Most personal injury attorneys work under a contingency fee agreement, meaning that if you don’t recover any money your attorney won’t get paid. Contingency fee arrangements are negotiable and typically range somewhere between 25 and 40 percent. Many attorneys raise the percentage of their fee if the case is filed in court, and it may go even higher if the matter actually goes to trial.

Expenses like expert witness fees, court reporter charges, copies, and postage are handled differently by different law firms. On a big case, these costs can run into the thousands of dollars, so you need to ask if you’ll be required to pay these expenses up front, or if the lawyer will pay them as the case goes along (and get reimbursed out of the recovery at the end of the case). And don’t forget to ask about the lawyer’s policy regarding case expenses when the case is lost — nobody wins every case, even if they say they do.

Have You Handled a Case Like Mine Before?

Just because a lawyer has practiced for many years doesn’t mean he or she has experience handling cases comparable to yours. Some lawyers are general practitioners who do a little bit of everything, including the occasional personal injury case. But a jack-of-all-trades lawyer may not be your best option.

Instead consider hiring an attorney who specializes in personal injury law, and has successfully represented clients in claims similar to yours. Ask about the lawyer’s experience and results, and request permission to speak to former clients, if possible. Experience matters, and it often takes a specialist to practice at the highest level and get the best results for you.

Will You Try My Case in Court, or Is Every Case Settled Out of Court or Referred to Other Lawyers to Try?

This is a very important question that many people don’t think to ask. If you hire a lawyer that always settles and is unwilling to go to court, he or she likely relies on a large volume of cases and high turnover, meaning that the lawyer will try to settle your case quickly, sometimes at the expense of your recovery.

Real lawyers handle cases the old-fashioned way: by trying to settle out of court but going to court when necessary. Ask for your potential lawyer’s track record of verdicts — he or she will likely be happy to talk about them if you ask.
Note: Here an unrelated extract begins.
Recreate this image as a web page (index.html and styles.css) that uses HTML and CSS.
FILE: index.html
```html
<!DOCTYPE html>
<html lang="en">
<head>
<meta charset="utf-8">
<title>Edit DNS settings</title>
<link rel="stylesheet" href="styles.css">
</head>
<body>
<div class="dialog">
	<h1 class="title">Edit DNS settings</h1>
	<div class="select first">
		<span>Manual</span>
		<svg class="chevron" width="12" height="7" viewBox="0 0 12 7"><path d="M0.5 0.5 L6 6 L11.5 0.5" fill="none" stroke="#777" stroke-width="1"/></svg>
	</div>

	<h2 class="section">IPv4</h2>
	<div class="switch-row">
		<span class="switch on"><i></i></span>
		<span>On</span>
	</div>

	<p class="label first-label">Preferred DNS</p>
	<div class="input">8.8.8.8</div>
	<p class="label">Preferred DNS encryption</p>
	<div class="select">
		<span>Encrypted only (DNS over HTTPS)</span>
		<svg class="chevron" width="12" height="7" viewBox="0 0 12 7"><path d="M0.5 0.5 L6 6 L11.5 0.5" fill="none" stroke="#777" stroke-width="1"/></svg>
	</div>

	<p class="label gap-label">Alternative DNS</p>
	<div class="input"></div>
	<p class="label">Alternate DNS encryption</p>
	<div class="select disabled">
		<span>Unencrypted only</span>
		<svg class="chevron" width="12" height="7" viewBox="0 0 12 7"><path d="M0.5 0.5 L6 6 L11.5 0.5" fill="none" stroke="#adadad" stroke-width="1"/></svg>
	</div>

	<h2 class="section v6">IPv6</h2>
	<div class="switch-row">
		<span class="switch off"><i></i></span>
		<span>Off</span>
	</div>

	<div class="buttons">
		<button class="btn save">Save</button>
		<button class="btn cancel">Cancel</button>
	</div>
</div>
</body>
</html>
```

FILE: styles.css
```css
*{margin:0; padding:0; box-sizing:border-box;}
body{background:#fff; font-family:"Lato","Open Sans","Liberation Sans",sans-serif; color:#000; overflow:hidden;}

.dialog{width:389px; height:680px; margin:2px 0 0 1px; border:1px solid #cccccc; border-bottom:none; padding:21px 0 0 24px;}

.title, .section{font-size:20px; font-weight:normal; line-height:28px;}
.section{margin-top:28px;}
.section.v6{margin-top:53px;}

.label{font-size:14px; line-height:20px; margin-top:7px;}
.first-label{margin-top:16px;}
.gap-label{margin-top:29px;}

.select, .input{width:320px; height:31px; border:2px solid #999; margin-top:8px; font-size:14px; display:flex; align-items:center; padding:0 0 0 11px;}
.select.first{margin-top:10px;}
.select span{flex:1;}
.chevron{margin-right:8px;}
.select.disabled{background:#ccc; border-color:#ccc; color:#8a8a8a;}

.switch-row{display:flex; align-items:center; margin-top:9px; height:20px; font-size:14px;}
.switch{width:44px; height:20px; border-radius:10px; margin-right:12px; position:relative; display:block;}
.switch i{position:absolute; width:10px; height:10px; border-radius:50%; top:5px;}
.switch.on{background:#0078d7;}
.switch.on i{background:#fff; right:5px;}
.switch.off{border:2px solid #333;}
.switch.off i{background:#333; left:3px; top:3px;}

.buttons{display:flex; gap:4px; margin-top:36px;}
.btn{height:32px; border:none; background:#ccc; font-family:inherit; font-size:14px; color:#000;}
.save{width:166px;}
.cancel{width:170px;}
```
The longer the lawyer’s list of successful outcomes, the better.

The insurance companies who defend personal injury cases in your area know the attorneys who actually try cases in court and those who don’t — and they use that information to evaluate their risk. That’s why one of the first questions an insurance adjuster will ask when a claim comes in is, “Who is representing the plaintiff?”

Ask Questions — You’re the One Doing the Hiring

Many people don’t realize that if they have a solid case, they can hire a top attorney at the same contingency fee rate that an inexperienced rookie with a mediocre track record charges. Which means it pays to ask questions, literally.